---------- Input records

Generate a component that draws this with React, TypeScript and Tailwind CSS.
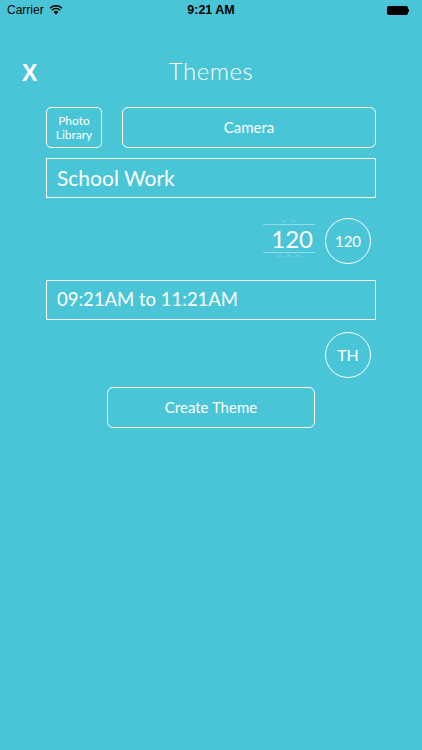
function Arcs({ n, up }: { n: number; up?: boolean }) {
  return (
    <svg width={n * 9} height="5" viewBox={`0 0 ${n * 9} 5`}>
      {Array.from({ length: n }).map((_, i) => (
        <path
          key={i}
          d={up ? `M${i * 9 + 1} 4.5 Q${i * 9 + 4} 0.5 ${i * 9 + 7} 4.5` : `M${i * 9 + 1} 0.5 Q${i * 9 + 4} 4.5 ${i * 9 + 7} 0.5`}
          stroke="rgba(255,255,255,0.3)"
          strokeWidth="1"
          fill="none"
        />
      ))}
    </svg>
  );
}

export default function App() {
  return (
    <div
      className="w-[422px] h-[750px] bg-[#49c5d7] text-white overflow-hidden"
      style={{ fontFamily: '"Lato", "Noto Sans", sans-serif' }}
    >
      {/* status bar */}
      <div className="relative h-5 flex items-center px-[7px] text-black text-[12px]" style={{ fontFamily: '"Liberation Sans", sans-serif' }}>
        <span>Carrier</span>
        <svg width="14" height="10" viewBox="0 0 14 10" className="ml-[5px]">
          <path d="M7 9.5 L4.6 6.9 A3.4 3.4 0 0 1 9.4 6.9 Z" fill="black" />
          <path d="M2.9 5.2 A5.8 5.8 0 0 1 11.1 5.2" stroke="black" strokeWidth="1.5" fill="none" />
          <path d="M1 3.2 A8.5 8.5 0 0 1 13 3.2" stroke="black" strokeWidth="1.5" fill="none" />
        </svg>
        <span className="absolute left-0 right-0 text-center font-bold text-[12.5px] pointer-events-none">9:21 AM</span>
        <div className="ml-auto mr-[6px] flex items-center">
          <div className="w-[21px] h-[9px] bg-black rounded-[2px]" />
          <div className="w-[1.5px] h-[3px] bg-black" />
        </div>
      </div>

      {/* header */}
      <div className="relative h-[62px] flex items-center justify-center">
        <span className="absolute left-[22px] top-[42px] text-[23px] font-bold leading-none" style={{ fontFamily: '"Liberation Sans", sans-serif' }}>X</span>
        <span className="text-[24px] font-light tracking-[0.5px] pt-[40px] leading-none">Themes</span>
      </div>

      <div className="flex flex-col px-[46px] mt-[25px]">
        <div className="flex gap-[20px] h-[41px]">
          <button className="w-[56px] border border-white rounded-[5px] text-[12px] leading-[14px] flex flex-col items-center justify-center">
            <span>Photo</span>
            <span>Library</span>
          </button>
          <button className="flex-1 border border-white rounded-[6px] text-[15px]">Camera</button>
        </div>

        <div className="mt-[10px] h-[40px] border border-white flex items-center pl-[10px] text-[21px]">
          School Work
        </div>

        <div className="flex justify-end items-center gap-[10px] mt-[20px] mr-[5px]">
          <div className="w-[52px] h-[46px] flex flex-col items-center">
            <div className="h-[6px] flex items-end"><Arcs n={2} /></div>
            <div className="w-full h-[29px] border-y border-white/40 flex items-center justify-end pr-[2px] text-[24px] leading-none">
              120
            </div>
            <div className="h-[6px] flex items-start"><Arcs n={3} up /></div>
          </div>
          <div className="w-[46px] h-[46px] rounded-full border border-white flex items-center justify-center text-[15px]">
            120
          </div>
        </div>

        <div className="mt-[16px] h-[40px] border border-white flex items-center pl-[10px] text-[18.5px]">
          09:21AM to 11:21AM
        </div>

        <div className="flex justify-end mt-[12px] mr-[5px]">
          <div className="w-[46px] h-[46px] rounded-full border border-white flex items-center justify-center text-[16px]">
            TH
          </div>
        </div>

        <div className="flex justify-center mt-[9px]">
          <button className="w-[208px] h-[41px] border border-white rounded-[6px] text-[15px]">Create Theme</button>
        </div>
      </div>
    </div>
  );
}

--------------------
---------- Input records

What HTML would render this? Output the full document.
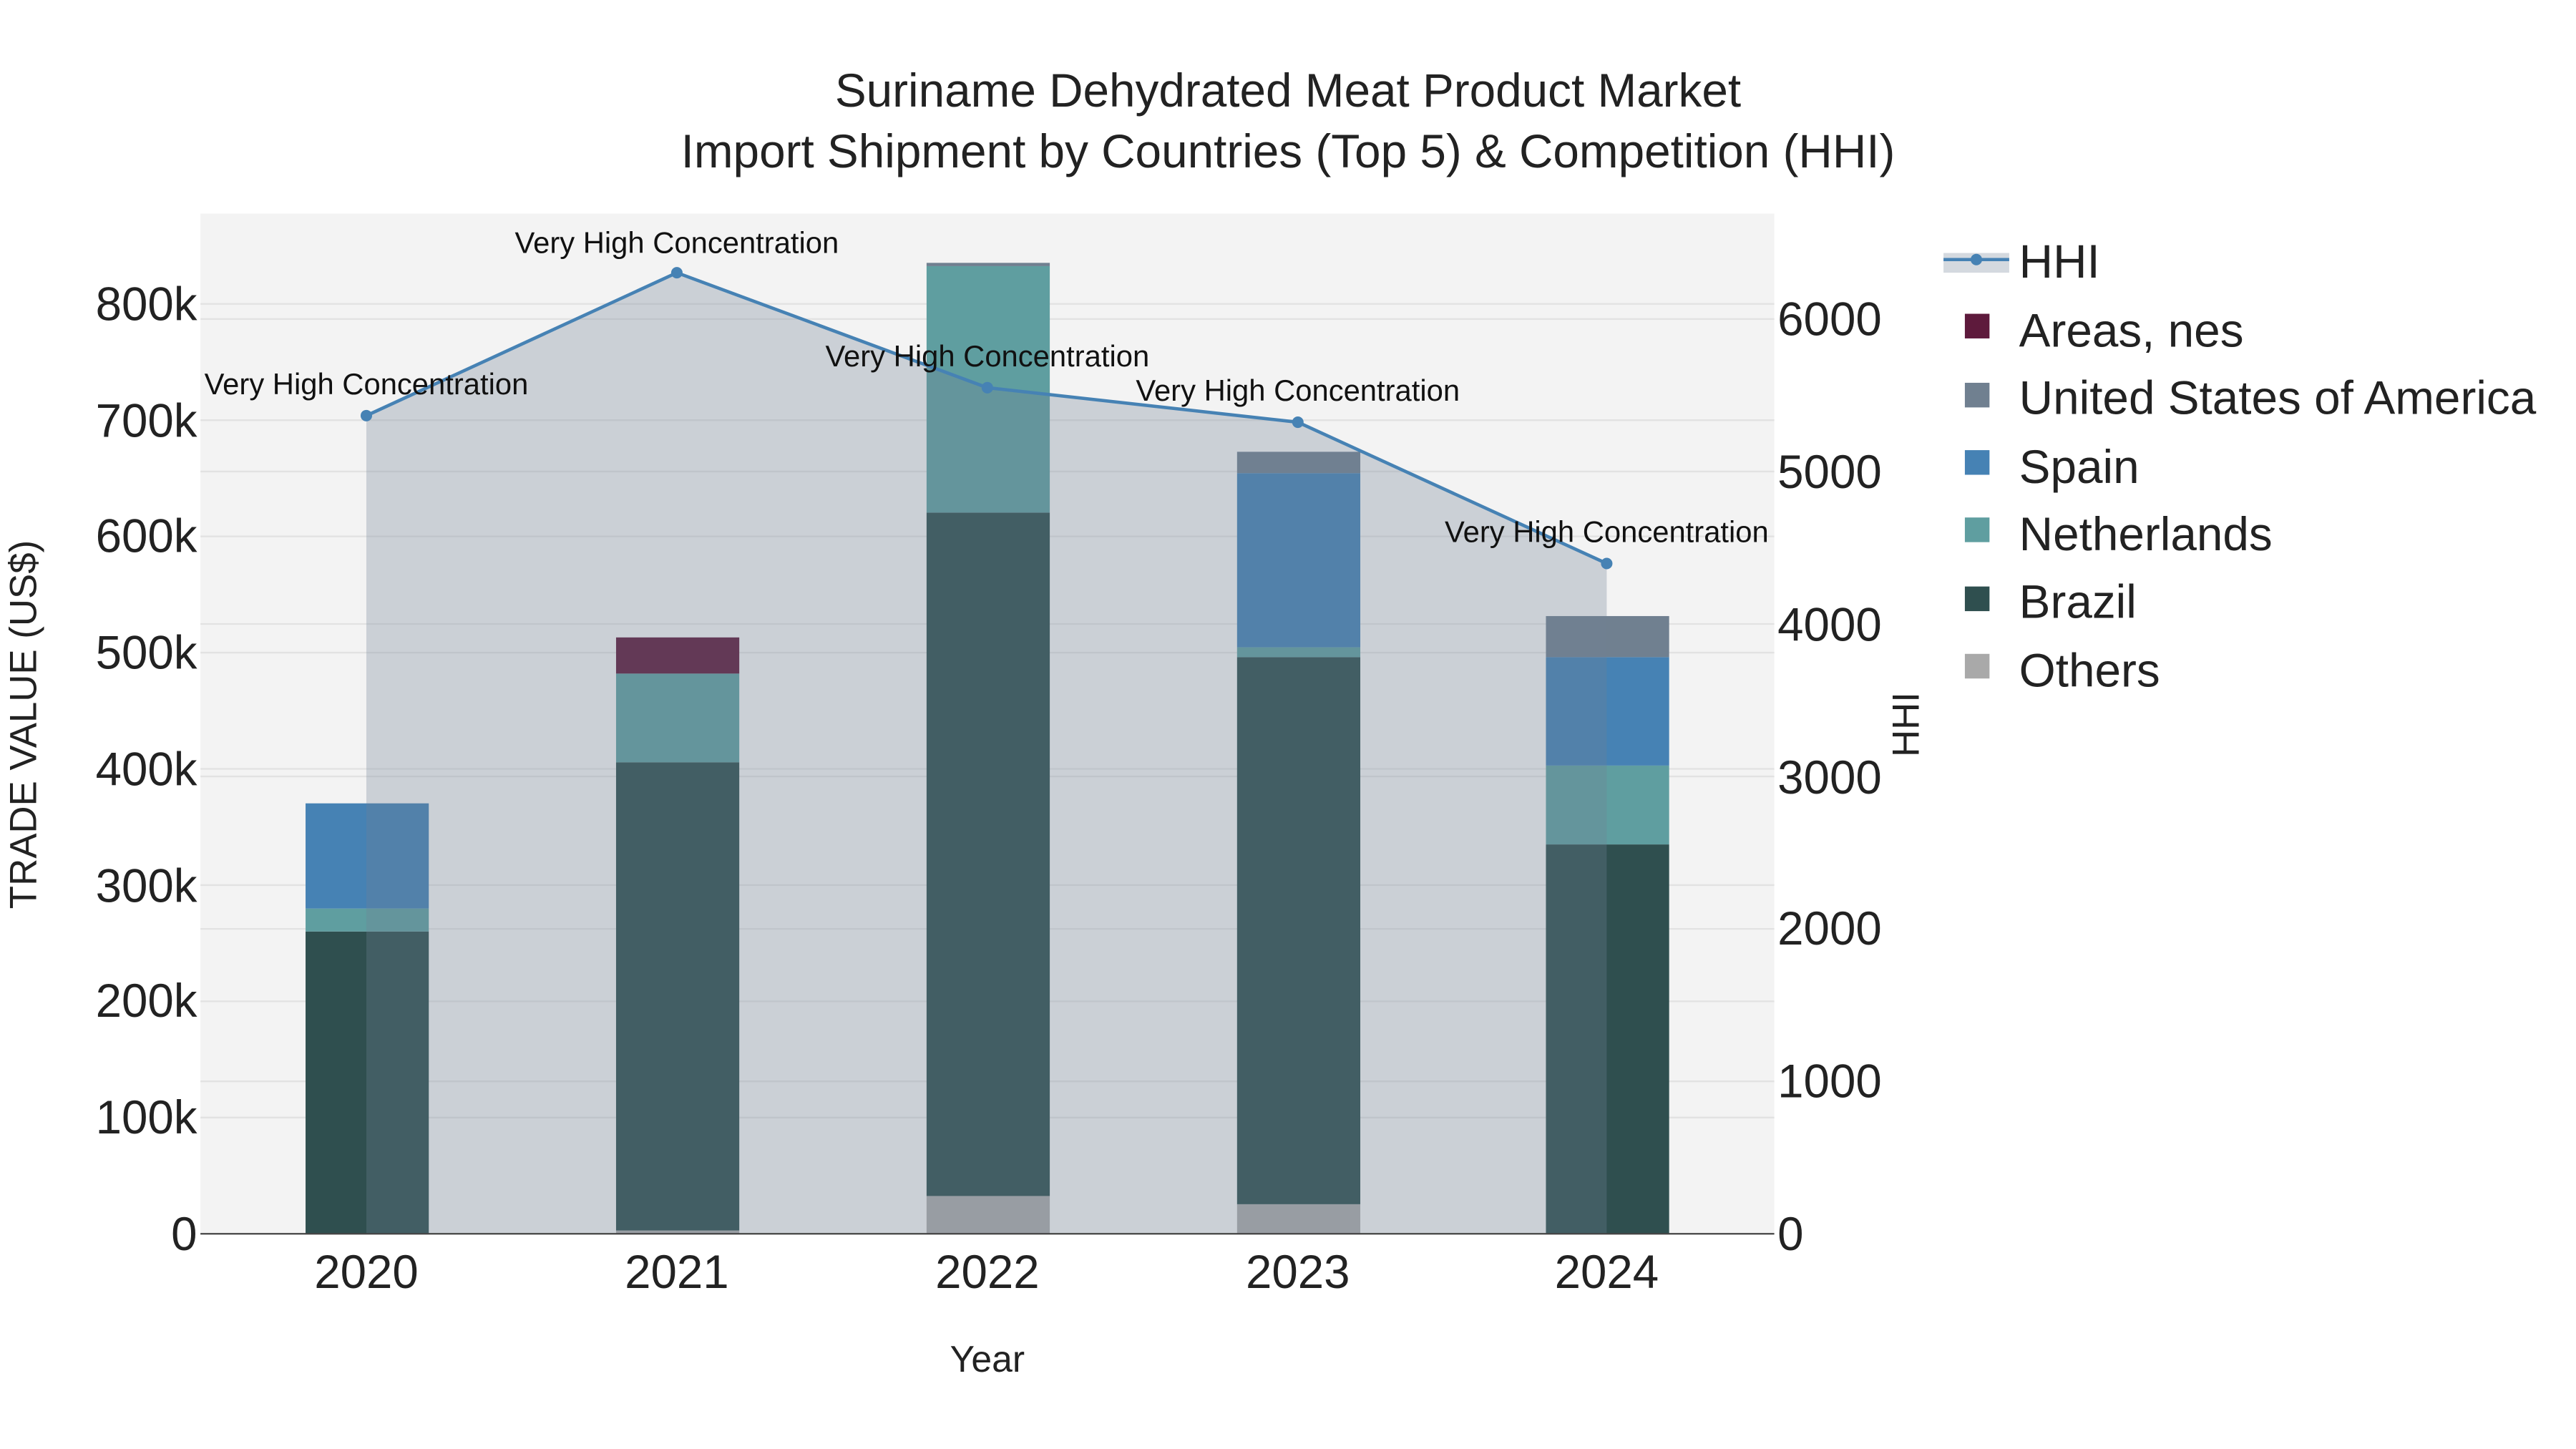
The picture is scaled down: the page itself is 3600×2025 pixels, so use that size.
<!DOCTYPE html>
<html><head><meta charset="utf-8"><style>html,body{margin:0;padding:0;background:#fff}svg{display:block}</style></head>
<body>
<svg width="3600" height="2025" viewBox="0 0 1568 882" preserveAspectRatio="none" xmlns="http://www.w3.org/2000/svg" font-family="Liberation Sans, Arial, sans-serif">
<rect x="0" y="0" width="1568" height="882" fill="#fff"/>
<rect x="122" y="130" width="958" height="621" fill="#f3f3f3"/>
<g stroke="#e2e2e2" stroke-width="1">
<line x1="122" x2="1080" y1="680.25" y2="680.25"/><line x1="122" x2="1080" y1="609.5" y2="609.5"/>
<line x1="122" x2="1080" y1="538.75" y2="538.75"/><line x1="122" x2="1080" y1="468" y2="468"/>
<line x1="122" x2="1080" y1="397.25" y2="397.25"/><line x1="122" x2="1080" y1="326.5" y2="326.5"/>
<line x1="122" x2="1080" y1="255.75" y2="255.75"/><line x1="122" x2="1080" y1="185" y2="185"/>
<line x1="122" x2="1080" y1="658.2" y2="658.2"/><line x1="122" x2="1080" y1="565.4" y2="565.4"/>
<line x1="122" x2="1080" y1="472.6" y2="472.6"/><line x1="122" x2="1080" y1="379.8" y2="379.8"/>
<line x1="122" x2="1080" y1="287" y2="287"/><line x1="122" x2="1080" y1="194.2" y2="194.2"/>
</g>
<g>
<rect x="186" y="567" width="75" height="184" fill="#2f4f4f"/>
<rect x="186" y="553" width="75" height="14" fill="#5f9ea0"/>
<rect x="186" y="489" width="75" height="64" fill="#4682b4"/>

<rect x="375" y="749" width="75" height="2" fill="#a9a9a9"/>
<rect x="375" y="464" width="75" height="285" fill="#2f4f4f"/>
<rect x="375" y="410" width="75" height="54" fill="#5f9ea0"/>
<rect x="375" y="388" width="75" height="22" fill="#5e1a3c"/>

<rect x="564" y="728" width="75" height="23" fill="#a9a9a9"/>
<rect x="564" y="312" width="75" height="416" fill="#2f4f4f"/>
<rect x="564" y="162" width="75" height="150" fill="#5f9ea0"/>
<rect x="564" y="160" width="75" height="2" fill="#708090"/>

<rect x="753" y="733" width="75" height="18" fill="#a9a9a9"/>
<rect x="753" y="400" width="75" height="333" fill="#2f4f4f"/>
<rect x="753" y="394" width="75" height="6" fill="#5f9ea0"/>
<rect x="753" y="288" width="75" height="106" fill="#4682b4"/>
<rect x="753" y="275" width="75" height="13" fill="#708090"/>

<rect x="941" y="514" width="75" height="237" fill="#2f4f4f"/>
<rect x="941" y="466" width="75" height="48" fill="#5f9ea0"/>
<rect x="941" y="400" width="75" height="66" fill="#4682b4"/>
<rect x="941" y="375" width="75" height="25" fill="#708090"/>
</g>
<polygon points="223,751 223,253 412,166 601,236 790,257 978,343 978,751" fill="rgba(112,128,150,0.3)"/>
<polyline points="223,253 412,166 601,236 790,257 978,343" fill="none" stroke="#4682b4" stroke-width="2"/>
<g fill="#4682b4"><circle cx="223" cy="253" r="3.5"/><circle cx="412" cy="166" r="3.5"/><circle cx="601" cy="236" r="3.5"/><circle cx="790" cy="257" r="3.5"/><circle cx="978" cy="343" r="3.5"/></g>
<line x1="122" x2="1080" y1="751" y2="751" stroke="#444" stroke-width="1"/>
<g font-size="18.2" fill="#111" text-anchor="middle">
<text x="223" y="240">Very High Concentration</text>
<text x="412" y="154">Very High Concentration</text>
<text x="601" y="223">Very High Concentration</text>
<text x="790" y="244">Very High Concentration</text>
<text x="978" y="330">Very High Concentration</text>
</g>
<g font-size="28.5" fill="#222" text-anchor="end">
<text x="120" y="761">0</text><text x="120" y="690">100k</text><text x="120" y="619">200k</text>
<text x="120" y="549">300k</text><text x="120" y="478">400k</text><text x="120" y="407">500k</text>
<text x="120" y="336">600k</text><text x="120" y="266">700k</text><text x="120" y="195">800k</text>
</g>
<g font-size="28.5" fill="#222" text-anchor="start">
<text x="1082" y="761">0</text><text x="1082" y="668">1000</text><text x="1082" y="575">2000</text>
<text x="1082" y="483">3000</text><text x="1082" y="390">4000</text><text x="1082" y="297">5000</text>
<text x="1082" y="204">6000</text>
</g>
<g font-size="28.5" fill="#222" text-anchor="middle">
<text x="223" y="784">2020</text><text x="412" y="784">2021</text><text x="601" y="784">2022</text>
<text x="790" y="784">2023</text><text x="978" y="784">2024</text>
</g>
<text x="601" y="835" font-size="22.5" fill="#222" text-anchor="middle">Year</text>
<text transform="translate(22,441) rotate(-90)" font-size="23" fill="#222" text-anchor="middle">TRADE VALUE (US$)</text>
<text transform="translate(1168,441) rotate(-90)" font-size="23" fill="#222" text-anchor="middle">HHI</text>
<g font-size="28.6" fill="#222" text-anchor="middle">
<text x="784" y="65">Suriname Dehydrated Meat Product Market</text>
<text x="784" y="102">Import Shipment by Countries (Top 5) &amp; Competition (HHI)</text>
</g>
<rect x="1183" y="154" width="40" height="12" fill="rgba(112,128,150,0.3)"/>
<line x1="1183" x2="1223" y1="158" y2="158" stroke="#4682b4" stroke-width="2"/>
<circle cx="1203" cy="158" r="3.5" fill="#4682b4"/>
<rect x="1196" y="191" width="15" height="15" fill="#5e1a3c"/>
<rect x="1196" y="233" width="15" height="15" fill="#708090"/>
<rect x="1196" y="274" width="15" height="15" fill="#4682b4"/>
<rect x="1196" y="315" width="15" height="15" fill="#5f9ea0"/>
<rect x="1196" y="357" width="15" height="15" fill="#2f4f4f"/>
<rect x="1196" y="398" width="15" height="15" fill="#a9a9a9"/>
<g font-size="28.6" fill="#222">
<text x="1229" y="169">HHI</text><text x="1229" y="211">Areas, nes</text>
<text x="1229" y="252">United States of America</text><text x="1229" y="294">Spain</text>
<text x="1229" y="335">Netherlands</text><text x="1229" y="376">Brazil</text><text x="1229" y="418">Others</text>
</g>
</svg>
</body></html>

--------------------

The request: Search the entries for the word "full" and copy every line that has it.

The result:
            <div className="w-full h-[29px] border-y border-white/40 flex items-center justify-end pr-[2px] text-[24px] leading-none">
          <div className="w-[46px] h-[46px] rounded-full border border-white flex items-center justify-center text-[15px]">
          <div className="w-[46px] h-[46px] rounded-full border border-white flex items-center justify-center text-[16px]">
What HTML would render this? Output the full document.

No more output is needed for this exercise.